The Problem With President Obama’s Cousin Pookie…
If there is no such thing as “talking White,” then explain to me why President Barack Obama, in particular, goes to such lengths to talk Black with Black people?
What are you talking about, Charing Ball?
This (from USA Today):
“When President Obama returned to the campaign trail Sunday, he re-introduced one of his favorite characters.
Yes, “Cousin Pookie” is back.
As he has in previous elections, Obama cast Cousin Pookie and other family members as the kinds of disinterested voters that Democrats need to get to the polls this election.
“It’s not enough just for you to vote,” Obama told backers Sunday in Maryland. “You’ve got to get your family to vote. You’ve got to get your friends to vote. You’ve got to get your co-workers to vote.”
And, then: “You’ve got to get that Cousin Pookie sitting at home on the couch — he’s watching football right now instead of being here at the rally — you’ve got to talk to him and let him know it is not that hard to exercise the franchise that previous generations fought so hard to obtain.”
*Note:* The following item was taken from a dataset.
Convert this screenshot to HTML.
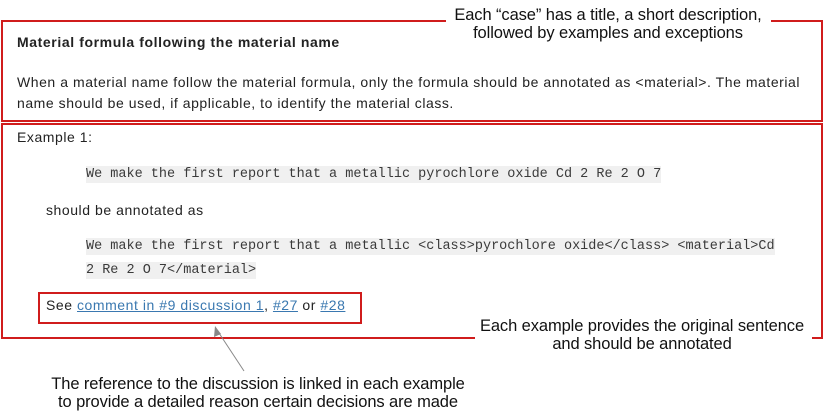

As mentioned in the blurb, this it is not the first time the “Cousin Pookie” trope has shown up in speeches before largely Black audiences. As this archived article in the Houston Chronicle notes, “Cousin Pookie” first made an appearance during the 2008 presidential campaign when the then-Senator Obama told a predominately Black rally in Kingstree, S.C., “I need you to grab Cousin Pookie to vote; I need you to grab Ray Ray to vote.” Cousin Pookie’s lazy ass would resurface again during the 42nd anniversary of the historic voting rights marches in Selma, Alabama, where he told the predominately Black audience: “If Cousin Pookie would vote, if Uncle Jethro would get off the couch and stop watching SportsCenter and go register some folks and go to the polls, we might have a different kind of politics.”
It should also be noted that President Obama has also been called out over the years for his “blaccent” and overall code switching between Black and more mainstream audiences, in particular using Black slang and euphemisms like “Nawh, we straight!” In fact President Obama’s double speak has become so legendary, it recently became the subject of a hilarious Keys and Peele’s comedy sketch in which the president switches between formal greetings for White constituents and more relaxed and basically “Black” greetings for the brothers and the sisters.
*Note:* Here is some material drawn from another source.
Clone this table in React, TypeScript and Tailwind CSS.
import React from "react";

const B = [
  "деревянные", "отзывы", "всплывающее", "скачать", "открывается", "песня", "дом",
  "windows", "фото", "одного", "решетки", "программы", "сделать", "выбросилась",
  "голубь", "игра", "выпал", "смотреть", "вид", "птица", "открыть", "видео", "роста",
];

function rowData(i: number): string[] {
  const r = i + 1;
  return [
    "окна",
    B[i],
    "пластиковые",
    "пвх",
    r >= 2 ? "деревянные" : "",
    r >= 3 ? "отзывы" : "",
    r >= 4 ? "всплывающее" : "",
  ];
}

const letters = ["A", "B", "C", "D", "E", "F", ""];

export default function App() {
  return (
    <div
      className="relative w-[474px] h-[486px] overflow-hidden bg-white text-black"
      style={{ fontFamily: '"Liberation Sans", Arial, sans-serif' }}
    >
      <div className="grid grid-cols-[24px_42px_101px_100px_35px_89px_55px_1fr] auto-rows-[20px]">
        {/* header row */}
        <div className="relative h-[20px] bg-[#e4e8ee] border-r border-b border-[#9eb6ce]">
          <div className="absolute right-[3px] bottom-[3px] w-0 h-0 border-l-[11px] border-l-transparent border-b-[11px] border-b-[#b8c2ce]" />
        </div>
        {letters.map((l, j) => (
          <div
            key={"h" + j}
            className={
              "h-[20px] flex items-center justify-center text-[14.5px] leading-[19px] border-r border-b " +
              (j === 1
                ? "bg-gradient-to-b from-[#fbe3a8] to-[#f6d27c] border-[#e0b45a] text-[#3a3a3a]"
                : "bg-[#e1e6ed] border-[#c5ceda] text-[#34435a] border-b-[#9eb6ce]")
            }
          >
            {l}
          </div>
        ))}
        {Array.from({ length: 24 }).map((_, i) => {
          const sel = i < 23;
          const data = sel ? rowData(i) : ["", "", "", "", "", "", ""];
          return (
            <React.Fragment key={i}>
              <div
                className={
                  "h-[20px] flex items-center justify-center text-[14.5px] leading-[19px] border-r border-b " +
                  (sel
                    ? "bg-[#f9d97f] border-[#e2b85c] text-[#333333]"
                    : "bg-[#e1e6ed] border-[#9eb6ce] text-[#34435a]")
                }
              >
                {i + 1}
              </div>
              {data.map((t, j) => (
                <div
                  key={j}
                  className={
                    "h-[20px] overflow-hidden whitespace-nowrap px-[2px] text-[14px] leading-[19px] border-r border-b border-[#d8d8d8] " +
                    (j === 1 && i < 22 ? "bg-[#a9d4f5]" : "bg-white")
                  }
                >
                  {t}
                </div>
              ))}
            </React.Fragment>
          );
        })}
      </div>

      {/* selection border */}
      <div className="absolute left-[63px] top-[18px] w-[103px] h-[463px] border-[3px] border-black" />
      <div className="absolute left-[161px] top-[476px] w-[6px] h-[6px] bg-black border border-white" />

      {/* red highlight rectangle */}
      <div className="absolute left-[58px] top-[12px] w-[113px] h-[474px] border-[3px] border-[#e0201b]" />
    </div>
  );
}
So what’s the problem here? Isn’t it a common experience for Black people to “put on” for predominately White audiences and relax a bit among our own? Sure, which is why I’m also perplexed by the confusion over “talking White.” And as this 2012 New York Times article pointed out, it is not just Blacks, who engage in this sort of linguistic pandering, in particular noting:
“Our last three presidents have all been able to shift their speaking styles — an ability that is distinct from eloquence or empathy. Both Bill Clinton and George W. Bush were known for speaking in a “folksy” manner: Mr. Clinton with black and Southern audiences, and Mr. Bush with Southern and Latino audiences (he would even switch into Spanish in his speeches). Before them, Lyndon B. Johnson was perhaps the president most notable for variation in speaking style. More recently, the blunt (and occasionally profane) style of Gov. Chris Christie of New Jersey, and the strategic sprinklings of Spanish by Gov. Susana Martinez of New Mexico and Senator Marco Rubio of Florida, have contributed to their rising profiles in the Republican Party.”
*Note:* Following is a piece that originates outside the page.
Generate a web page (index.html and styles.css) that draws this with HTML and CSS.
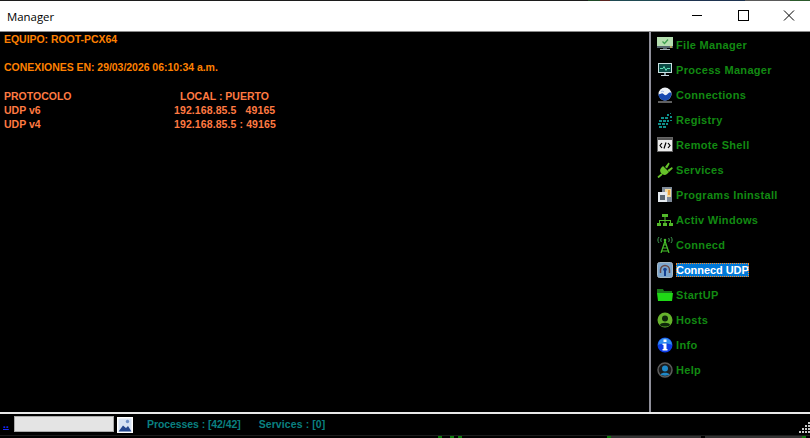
FILE: index.html
```html
<!DOCTYPE html>
<html lang="es">
<head>
<meta charset="utf-8">
<title>Manager</title>
<link rel="stylesheet" href="styles.css">
</head>
<body>
<div class="window">
  <div class="topedge"></div>
  <header class="titlebar">
    <span class="title">Manager</span>
    <div class="controls">
      <svg class="ctl" viewBox="0 0 46 30"><path d="M18 14.500h10" stroke="#000" fill="none"/></svg>
      <svg class="ctl" viewBox="0 0 46 30"><rect x="18.500" y="9.500" width="10" height="10" stroke="#000" fill="none"/></svg>
      <svg class="ctl" viewBox="0 0 46 30"><path d="M18 9.500l10 10M28 9.500l-10 10" stroke="#000" fill="none"/></svg>
    </div>
  </header>
  <div class="main">
    <section class="console">
      <p class="line">EQUIPO: ROOT-PCX64</p>
      <p class="line"></p>
      <p class="line">CONEXIONES EN: 29/03/2026 06:10:34 a.m.</p>
      <p class="line"></p>
      <div class="ports">
        <span>PROTOCOLO</span><span class="local">LOCAL : PUERTO</span>
        <span>UDP v6</span><span class="ip">192.168.85.5 &nbsp; 49165</span>
        <span>UDP v4</span><span class="ip">192.168.85.5 : 49165</span>
      </div>
    </section>
    <nav class="menu">
      <a class="item"><svg class="ico" viewBox="0 0 16 16"><rect x="0" y="0" width="16" height="9" fill="#b5dfb0"/><path d="M5.500 4.500l2 2 3.500-4" stroke="#3f9f50" stroke-width="1.300" fill="none"/><rect x="0" y="9" width="16" height="2" fill="#56666e"/><rect x="13" y="9.500" width="2" height="1" fill="#ffd040"/><rect x="6" y="11" width="4" height="1" fill="#56666e"/><rect x="3" y="12" width="10" height="1" fill="#a8b4b8"/></svg><span>File Manager</span></a>
      <a class="item"><svg class="ico" viewBox="0 0 16 16"><rect x="1.500" y="1.500" width="13" height="9" fill="#0a4a44" stroke="#c8dfe0"/><path d="M3 6.500h3l1-2 2 4 1-2h3" stroke="#5fe0b8" fill="none"/><rect x="7" y="11" width="2" height="2" fill="#7f9aa0"/><rect x="4" y="13" width="8" height="1" fill="#c8d8e0"/></svg><span>Process Manager</span></a>
      <a class="item"><svg class="ico" viewBox="0 0 16 16"><circle cx="8" cy="7" r="6.500" fill="#eef2f8"/><path d="M1.500 7c2 1 3-2 5 0s3 1 4 0 2-2 4-1c0 5-3 7.500-6.500 7.500S1.500 11 1.500 7z" fill="#1748b0"/><path d="M4 5c1-1 2-1 3 0" stroke="#9db8e8" fill="none"/><path d="M1 15h14" stroke="#8a8a8a" stroke-width="1.400"/></svg><span>Connections</span></a>
      <a class="item"><svg class="ico" viewBox="0 0 16 16"><path d="M4 5h3v2H4zM8 5h3v2H8zM2 8h3v2H2zM6 8h3v2H6zM1 11h3v2H1zM5 11h3v2H5zM2 14h3v2H2zM6 14h3v2H6zM10 8h2v2h-2zM9 11h2v2H9zM10 2h2v2h-2zM13 1h1v1h-1zM13 4h2v2h-2zM13 8h2v1h-2z" fill="#0f8f8a"/></svg><span>Registry</span></a>
      <a class="item"><svg class="ico" viewBox="0 0 16 16"><rect x="0.500" y="0.500" width="15" height="14" fill="#ececec" stroke="#666"/><rect x="1" y="1" width="14" height="2" fill="#555"/><path d="M5 6L3 8.500 5 11M11 6l2 2.500L11 11M9 5.500L7 11.500" stroke="#000" stroke-width="1.200" fill="none"/></svg><span>Remote Shell</span></a>
      <a class="item"><svg class="ico" viewBox="0 0 16 16"><path d="M6 4l6 6-2 2c-2 1.500-4 1-5.500-.5S2.500 8 4 6z" fill="#66c22a"/><path d="M5 12l-4 3.500" stroke="#66c22a" stroke-width="1.800"/><path d="M8 5l3.500-4.500 1.200 1.200L10 6.500zM10.500 8l4.500-3 .8 1.500L12 10z" fill="#66c22a"/></svg><span>Services</span></a>
      <a class="item"><svg class="ico" viewBox="0 0 16 16"><rect x="5" y="0" width="10" height="15" fill="#7f8b99"/><rect x="8" y="2" width="6" height="8" fill="#f2d9a0"/><rect x="11" y="3" width="2" height="5" fill="#e8a040"/><rect x="1" y="5" width="9" height="10" fill="#e4e9ee"/><rect x="3" y="8" width="5" height="5" fill="#59656f"/></svg><span>Programs Ininstall</span></a>
      <a class="item"><svg class="ico" viewBox="0 0 16 16"><path d="M5 2h6v3H5zM0 11h4v3H0zM6 11h4v3H6zM12 11h4v3h-4zM7.500 5h1v3h-1zM2 8h12v1H2zM2 9h1v2H2zM13 9h1v2h-1zM7.500 9h1v2h-1z" fill="#52b82a"/></svg><span>Activ Windows</span></a>
      <a class="item"><svg class="ico" viewBox="0 0 16 16"><path d="M8 4L4 16M8 4l4 12M6.500 8h3M5.500 11h5M4.500 14h7" stroke="#46c02a" stroke-width="1.200" fill="none"/><circle cx="8" cy="3" r="1.300" fill="#46c02a"/><path d="M4.500 1C3.500 2 3.500 4 4.500 5M11.500 1c1 1 1 3 0 4M2 0C.5 2 .5 4 2 6M14 0c1.500 2 1.500 4 0 6" stroke="#3f9a50" fill="none"/></svg><span>Connecd</span></a>
      <a class="item selected"><svg class="ico" viewBox="0 0 16 16"><rect x="0.500" y="0.500" width="15" height="15" rx="2" fill="#7ea6cc" stroke="#a8b8c4"/><path d="M3.500 11V8a4.500 4.500 0 0 1 9 0v3" stroke="#6a4a48" stroke-width="1.500" fill="none"/><circle cx="8" cy="7.500" r="1.800" fill="#143f90"/><rect x="7" y="8" width="2" height="6" fill="#143f90"/></svg><span class="label">Connecd UDP</span></a>
      <a class="item"><svg class="ico" viewBox="0 0 16 16"><path d="M0 2h6l1 2h8v2H0z" fill="#1a7a1a"/><path d="M0 6h16l-1 8H1z" fill="#1fd816"/></svg><span>StartUP</span></a>
      <a class="item"><svg class="ico" viewBox="0 0 16 16"><circle cx="8" cy="8" r="7.500" fill="#66b22c"/><circle cx="8" cy="6.500" r="3" fill="#0c2409"/><path d="M2.800 13c1-3 9.400-3 10.400 0-2 2-8.400 2-10.400 0z" fill="#0c2409"/></svg><span>Hosts</span></a>
      <a class="item"><svg class="ico" viewBox="0 0 16 16"><circle cx="8" cy="8" r="7.500" fill="#0d3de6"/><path d="M1 8a7 7 0 0 1 14 0c-3-2-10-2-14 0z" fill="#2f8cf0"/><rect x="6.500" y="2.500" width="3" height="2.500" fill="#fff"/><path d="M5.500 6.500h4V12h1v1.500h-5V12h1V8h-1z" fill="#fff"/></svg><span>Info</span></a>
      <a class="item"><svg class="ico" viewBox="0 0 16 16"><circle cx="8" cy="8" r="7" fill="#1a1a1a" stroke="#5c5c5c" stroke-width="1.500"/><circle cx="8" cy="6.500" r="3" fill="#1e88c8"/><path d="M3.500 12.500c1-2.500 8-2.500 9 0-2 1.500-7 1.500-9 0z" fill="#1e88c8"/></svg><span>Help</span></a>
    </nav>
  </div>
  <footer class="status">
    <a class="dots">..</a>
    <span class="field"></span>
    <svg class="pic" viewBox="0 0 16 16"><rect x="0" y="0" width="16" height="16" fill="#fff"/><rect x="1.500" y="1.500" width="13" height="13" fill="#d6e2f4"/><path d="M1.500 14.500l4.500-6 3 2.500 2-2 3.500 5.500z" fill="#23468f"/><circle cx="10.500" cy="4.500" r="1.700" fill="#6f90c8"/></svg>
    <span class="stat first">Processes : [42/42]</span>
    <span class="stat second">Services : [0]</span>
    <svg class="grip" viewBox="0 0 11 11"><path d="M9 0h2v2H9zM6 3h2v2H6zM9 3h2v2H9zM3 6h2v2H3zM6 6h2v2H6zM9 6h2v2H9zM0 9h2v2H0zM3 9h2v2H3zM6 9h2v2H6zM9 9h2v2H9z" fill="#c8c8c8"/></svg>
  </footer>
  <div class="edge">
    <i class="seg a"></i><i class="seg g4"></i><i class="seg b"></i><i class="seg g4"></i><i class="seg c"></i><i class="seg g4"></i><i class="seg d"></i><i class="seg g4"></i><i class="seg e"></i><i class="seg dark"></i><i class="seg f"></i><i class="seg g4"></i>
  </div>
</div>
</body>
</html>
```
FILE: styles.css
```css
* { box-sizing: border-box; }
html, body { margin: 0; height: 100%; background: #000; overflow: hidden; }
.window {
  width: 810px;
  height: 438px;
  display: flex;
  flex-direction: column;
  background: #000;
  font: bold 10.5px/14px "Liberation Sans", Arial, sans-serif;
}
.topedge {
  height: 1px;
  flex: none;
  background: linear-gradient(90deg, #1c1c1c 0 588px, #1f4a26 588px 600px, #5a2420 600px 610px, #1f4a52 610px 660px, #1e3350 660px 745px, #5a5a5a 745px 790px, #2c5a2c 790px);
}
.titlebar {
  height: 31px;
  flex: none;
  background: #fff;
  border-bottom: 1px solid #8a8a8a;
  display: flex;
  align-items: center;
  justify-content: space-between;
  padding-left: 7px;
}
.title { font: 400 11.4px "Open Sans", "Noto Sans", sans-serif; color: #000; }
.controls { display: flex; margin-right: -2px; }
.ctl { width: 46px; height: 30px; display: block; }
.main { height: 382px; flex: none; display: flex; border-bottom: 2px solid #e8e8e8; }
.console { flex: 1; padding: 0 4px; color: #ff8000; }
.line { margin: 0; height: 14px; letter-spacing: -.04px; }
.ports {
  display: grid;
  grid-template-columns: 170px auto;
  justify-content: start;
  margin-top: 1px;
  color: #ff7a42;
}
.local { padding-left: 6px; }
.ip { letter-spacing: .1px; }
.menu {
  width: 161px;
  flex: none;
  border-left: 2px solid #8f8f9a;
  padding-left: 6px;
  display: flex;
  flex-direction: column;
  font-size: 11px;
}
.item {
  height: 25px;
  flex: none;
  display: flex;
  align-items: center;
  gap: 3px;
  color: #128a12;
  letter-spacing: .32px;
}
.ico { width: 16px; height: 16px; flex: none; }
.selected .label {
  color: #fff;
  background: #0078d7;
  outline: 1px dotted #ff8a20;
  outline-offset: -1px;
  line-height: 14px;
  letter-spacing: -.05px;
}
.status {
  flex: 1;
  display: flex;
  align-items: center;
  position: relative;
  padding: 0 0 1px 3px;
  color: #0a8080;
}
.dots { color: #1a2cff; text-decoration: underline; width: 11px; }
.field { width: 100px; height: 16px; background: #e4e4e4; border: 1px solid #aaa; }
.pic { width: 16px; height: 16px; margin: 2px 0 0 3px; }
.stat.first { margin-left: 14px; letter-spacing: -.08px; }
.stat.second { margin-left: 18px; letter-spacing: .1px; }
.grip { position: absolute; right: 0; bottom: 2px; width: 11px; height: 11px; }
.edge {
  height: 3px;
  flex: none;
  display: flex;
  border-top: 1px solid #1c1c1c;
}
.seg { display: block; height: 2px; }
.a { width: 438px; }
.b { width: 8px; }
.c { width: 4px; }
.d { width: 145px; }
.e { width: 90px; background: #333; }
.f { width: 97px; background: #333; }
.dark { width: 4px; }
.g4 { width: 4px; background: #0c7a0c; }
```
In that respect, President Obama is no different than any other president or politician in general, who seeks to connect with his constituency. However, there are times when Obama’s code-switching when he does it to Black audiences, proves to be problematic. Take for instance Cousin Pookie.
The “Cousin Pookie” narrative is never mentioned to congratulate young Black men on graduating form college or for landing his first job. Instead this fictitious cousin of the Black voter has been painted mostly by the first Black president as lazy and shiftless. Basically, he is a man-child, who hangs out on couches all day and doesn’t vote. And just like Charles Barkley’s “unintelligent Blacks,” who keep the community from being successful, according to the POTUS, Cousin Pookie is the reason why Black people are not being taken seriously in the political sphere. Despite the appearance of familiarity, Cousin Pookie isn’t really here to help President Obama connect with the community, but rather to help him serve the community a slice of the poundcake speech in disguise. Talk about a dog whistle…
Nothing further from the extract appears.